Veneta, Oregon—Here’s a list of the things I would have purchased at the Oregon Country Fair last Friday if I hadn’t blown my twenty bucks on tamales and Nutella-berry crepes:

  1. Dangly silver earrings with sparkly blue stones20150710_123510
  2. A giant eggroll
  3. A temporary henna tattoo
  4. A worm composting bin
  5. Tie-dyed boxer shorts
  6. A unicorn horn

If you live in Oregon, you know about Country Fair; it sprawls across 280 acres of forest and river every second weekend in July. If you’re new to the state, or you’ve shied away from attending because of the counterculture vibe and the presence of a handful of bare-breasted people, get over it and go. The counterculture is delighted to teach you how to juggle and belly-dance, and the bare breasts are canvases for beautiful paintings of sunflowers and goddesses.

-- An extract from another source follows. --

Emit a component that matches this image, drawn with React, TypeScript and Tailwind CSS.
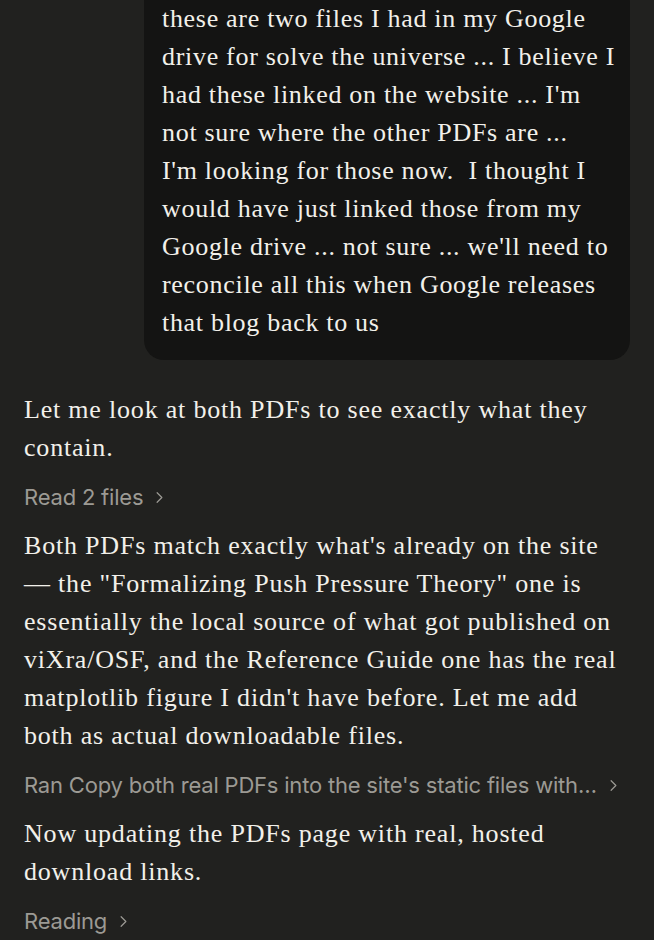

Confession: My husband hates the fair. Early on in our courtship, he did the chivalrous thing and escorted me on our bicycles to watch the spectacle. Undone by crowds and heat and dust, he boosted me up to a stilt-walker’s bench (lately discouraged by Fair staff) and we spent hours watching parades of marching musicians, dragons, giant puppets. He tried to love it. He didn’t. Now, I attend with The Spud on the free shuttle from Valley River Center on Friday, 9:30 sharp so we can board one of the first buses out of the parking lot.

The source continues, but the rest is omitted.